Recent approaches have successfully focused on the segmentation of static reconstructions, thereby equipping downstream applications with semantic 3D understanding. However, the world in which we live is dynamic, characterized by numerous interactions between the environment and humans or robotic agents. Static semantic maps are unable to capture this information, and the naive solution of rescanning the environment after every change is both costly and ineffective in tracking e.g. objects being stored away in drawers. With Lost & Found we present an approach that addresses this limitation. Based solely on egocentric recordings with corresponding hand position and camera pose estimates, we are able to track the 6DoF poses of the moving object within the detected interaction interval. These changes are applied online to a transformable scene graph that captures object-level relations. Compared to state-of-the-art object pose trackers, our approach is more reliable in handling the challenging egocentric viewpoint and the lack of depth information. It outperforms the second-best approach by 34% and 56% for translational and orientational error, respectively, and produces visibly smoother 6DoF object trajectories. In addition, we illustrate how the acquired interaction information in the dynamic scene graph can be employed in the context of robotic applications that would otherwise be unfeasible: We show how our method allows to command a mobile manipulator through teach & repeat, and how information about prior interaction allows a mobile manipulator to retrieve an object hidden in a drawer.
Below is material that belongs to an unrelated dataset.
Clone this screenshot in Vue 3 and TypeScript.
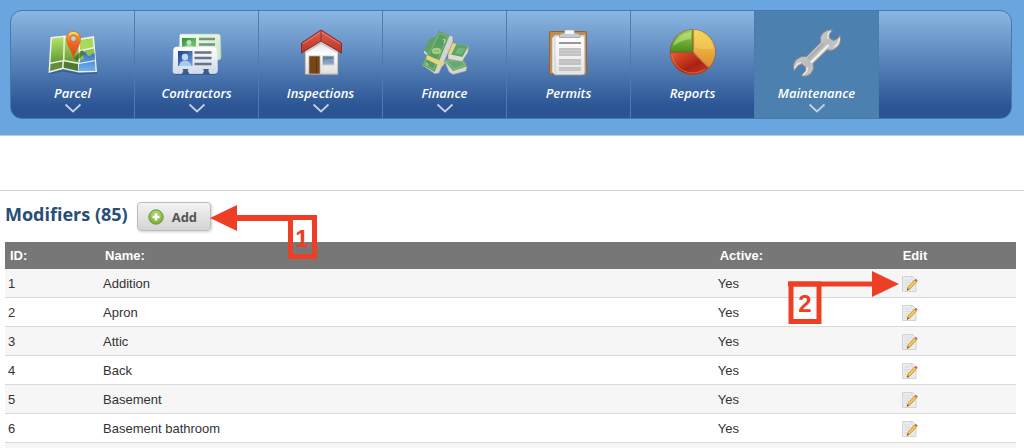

[Project Webpage] [Paper] [Teaser Video]

News 📰

  • April 22nd: Our paper has been accepted as a 4-page abstract to the Workshop on Computer Vision for Mixed Reality that is held in conjunction with CVPR 2025! More information here.
  • March 5th: We published the evaluation dataset. Have a look on Zenodo in order to reproduce our results or run your own pipeline.
  • Febuary 4th: Our paper has been accepted to the IEEE Robotics and Automation Letters (RA-L)!! Check it out here

Environment Setup 📝

  • Setup conda environment
# create conda environment
conda create -n lost_found -c conda-forge python=3.10.12

# activate conda environment
conda activate lost_found

# install PyTorch for your respective architecture, tested with CUDA 11.7:
conda install pytorch==2.0.1 torchvision==0.15.2 torchaudio==2.0.2 pytorch-cuda=11.7 -c pytorch -c nvidia

# install and build dependencies for co-tracker
cd thirdparty/cotracker && pip install -e . && cd ../..

# install and build dependencies for hand-object-detector
cd thirdparty/detector/lib && python setup.py build develop && cd ../../..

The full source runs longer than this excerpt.